Hi all, I am going to take the Cambridge University Masters course in Math (known as Part III of the Mathematical Tripos) next year, and I am a bit paranoid having heard of how notoriously difficult it can be.
So I am just trying to be prepared for any possible outcome here
For those unfamiliar: it's a taught masters course that lasts 1 year (more close to 9 months really) and the course level is similar to what one would encounter during the first two years at a US math graduate program -except more specialized. There are 2-unit and 3-unit courses and there is also the option to submit a (maximum of) one written essay, which consists of a literature review of an advanced topic, chosen from a list announced during the year. All in all, one may choose up to 19 credit's worth of any combination of courses and an essay (if applicable) so long as any 2 don't coincide. At the beginning of May, each candidate is required to submit a signed form listing the papers s/he wants to be examined on, and, if applicable, the essay topic and the essay itself. Then, the written exams take place during the first 2 weeks of June. These written exams -and the essay, if applicable- are the only means of official assessment -no credit whatsoever is given to homework, seminars etc- and they are "final" in every literal sense: no retakes are possible unless there is a medical emergency, mental health issue, loss of family member etc.
Now, I plan to apply to US universities as soon as I get there. From my understanding of the US system, if you receive an admissions offer with funding, then usually, the letter asks you to complete your undergraduate degree (if applicable) and states that financial support is conditional upon satisfactory degree progress. Now, the first clearly does not apply to me, so I would probably only be left with the second. Now, from discussions with others, I know some universities will ask you to complete all outstanding coursework and show them the final transcripts. But there are others, that say nothing of the sort, and only list the satisfactory degree progress as a requirement to continue funding over the program duration. It is those in the second case I am interested in...
Is admission unconditional on these programs? What happens if I fail? True, it's hard to fail, but exams are exams and these happen in a short time period with no second chances... My intuition says that the vast majority -if not all- of these universities would immediately revoke their admissions -or, equivalently, their funding- offers. And I could hardly blame them.
However, an accepted funding offer after April 15 is a legal contract, binding on both parties. So, what would legally/technically allow them to revoke an offer, based on something that is not listed as a condition for admission? The only reasoning I could come up with is:
a)They could argue it's a misrepresentation.
b)Satisfactory degree progress could be taken to include coursework before matriculation.
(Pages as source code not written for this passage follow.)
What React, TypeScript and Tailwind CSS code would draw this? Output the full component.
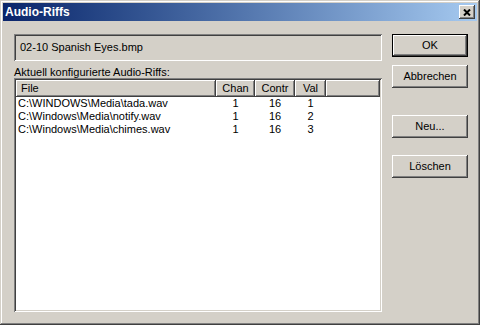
const font = { fontFamily: '"Liberation Sans", Arial, sans-serif' };

const raised =
  'bg-[#d4d0c8] shadow-[inset_-1px_-1px_#404040,inset_1px_1px_#ffffff,inset_-2px_-2px_#808080,inset_2px_2px_#d4d0c8]';
const sunken =
  'shadow-[inset_1px_1px_#808080,inset_-1px_-1px_#ffffff,inset_2px_2px_#404040,inset_-2px_-2px_#d4d0c8]';

const rows = [
  { file: 'C:\\WINDOWS\\Media\\tada.wav', chan: 1, contr: 16, val: 1 },
  { file: 'C:\\Windows\\Media\\notify.wav', chan: 1, contr: 16, val: 2 },
  { file: 'C:\\Windows\\Media\\chimes.wav', chan: 1, contr: 16, val: 3 },
];

const Button = ({ label, isDefault }: { label: string; isDefault?: boolean }) => (
  <div
    className={`flex h-[23px] w-[76px] items-center justify-center text-[11px] text-black ${raised} ${
      isDefault ? 'border border-black' : ''
    }`}
  >
    {label}
  </div>
);

const HeaderCell = ({ label, className }: { label: string; className: string }) => (
  <div className={`flex h-[17px] items-center text-[11px] ${raised} ${className}`}>{label}</div>
);

export default function App() {
  return (
    <div
      style={font}
      className="flex h-[325px] w-[480px] flex-col bg-[#d4d0c8] p-[3px] shadow-[inset_-1px_-1px_#404040,inset_1px_1px_#d4d0c8,inset_-2px_-2px_#808080,inset_2px_2px_#ffffff]"
    >
      {/* title bar */}
      <div className="flex h-[18px] items-center justify-between bg-gradient-to-r from-[#0a246a] to-[#a6caf0] px-[2px]">
        <span className="text-[12px] font-bold text-white">Audio-Riffs</span>
        <div className={`flex h-[14px] w-[16px] items-center justify-center ${raised}`}>
          <svg width="8" height="7" viewBox="0 0 8 7">
            <path d="M1 0.5L7 6.5M7 0.5L1 6.5" stroke="#000" strokeWidth="2" />
          </svg>
        </div>
      </div>

      {/* body */}
      <div className="flex flex-1 gap-[10px] pl-[11px] pt-[13px]">
        <div className="flex w-[368px] flex-col">
          <div className={`flex h-[27px] items-center bg-[#d4d0c8] pl-[6px] text-[11px] text-black ${sunken}`}>
            02-10 Spanish Eyes.bmp
          </div>
          <div className="mt-[5px] h-[13px] text-[11px] leading-[13px] text-black">
            Aktuell konfigurierte Audio-Riffs:
          </div>
          <div className={`mt-[-1px] flex h-[234px] flex-col bg-white p-[2px] ${sunken}`}>
            <div className="flex">
              <HeaderCell label="File" className="w-[200px] pl-[5px]" />
              <HeaderCell label="Chan" className="w-[39px] justify-center" />
              <HeaderCell label="Contr" className="w-[40px] justify-center" />
              <HeaderCell label="Val" className="w-[31px] justify-center" />
              <HeaderCell label="" className="flex-1" />
            </div>
            {rows.map((r) => (
              <div key={r.val} className="flex h-[13px] items-center text-[11px] leading-[13px] text-black">
                <div className="w-[200px] pl-[2px]">{r.file}</div>
                <div className="w-[39px] text-center">{r.chan}</div>
                <div className="w-[40px] text-center">{r.contr}</div>
                <div className="w-[31px] text-center">{r.val}</div>
              </div>
            ))}
          </div>
        </div>

        <div className="flex flex-col">
          <Button label="OK" isDefault />
          <div className="mt-[8px]">
            <Button label="Abbrechen" />
          </div>
          <div className="mt-[27px]">
            <Button label="Neu..." />
          </div>
          <div className="mt-[17px]">
            <Button label="Löschen" />
          </div>
        </div>
      </div>
    </div>
  );
}
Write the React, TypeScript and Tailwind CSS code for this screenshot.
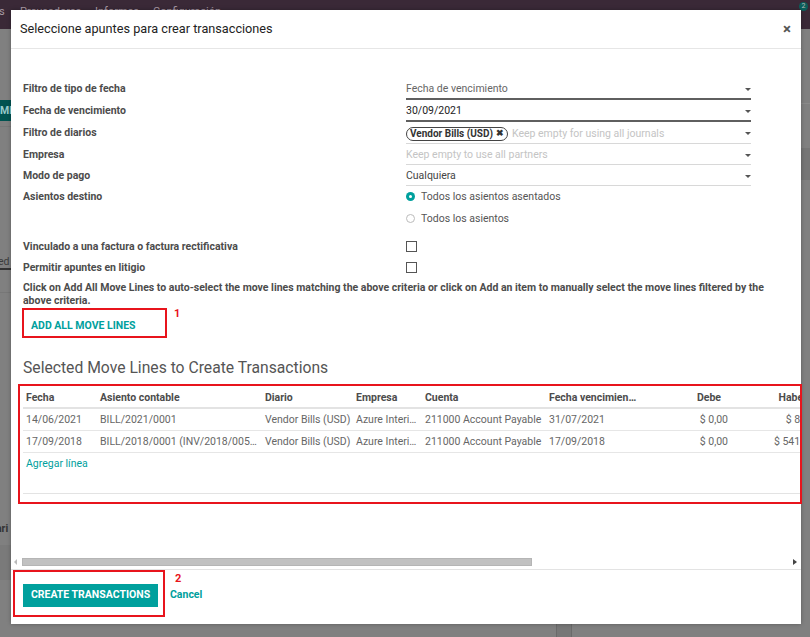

But somehow, these arguments seem really weak: the first obviously fails to take into account that I would not have provided erroneous information with the purpose of misleading the admissions committee -since, at the time of submitting the application, I would obviously have thought that I would pass the exams, else I would have quit- and the second fails simply because many universities explain that satisfactory degree progress, concerns courses at the student applies as credits towards the new degree -meaning that past exams should be irrelevant for this purpose.
I also wonder how they could find out since, in our scenario, nothing seems to indicate a student responsibility to submit final transcripts to the registrar, or student office or whatever...
I cannot imagine how any university would not "punish" the student somehow, as that would give "free pass" to anyone in a similar situation to just stop working after receiving an offer. However, like I said, I cannot find any legal/technical justification for breaking the contract, IF it's not explicitly listed in the conditions...
Am I missing something here? Could anybody shed some light on this?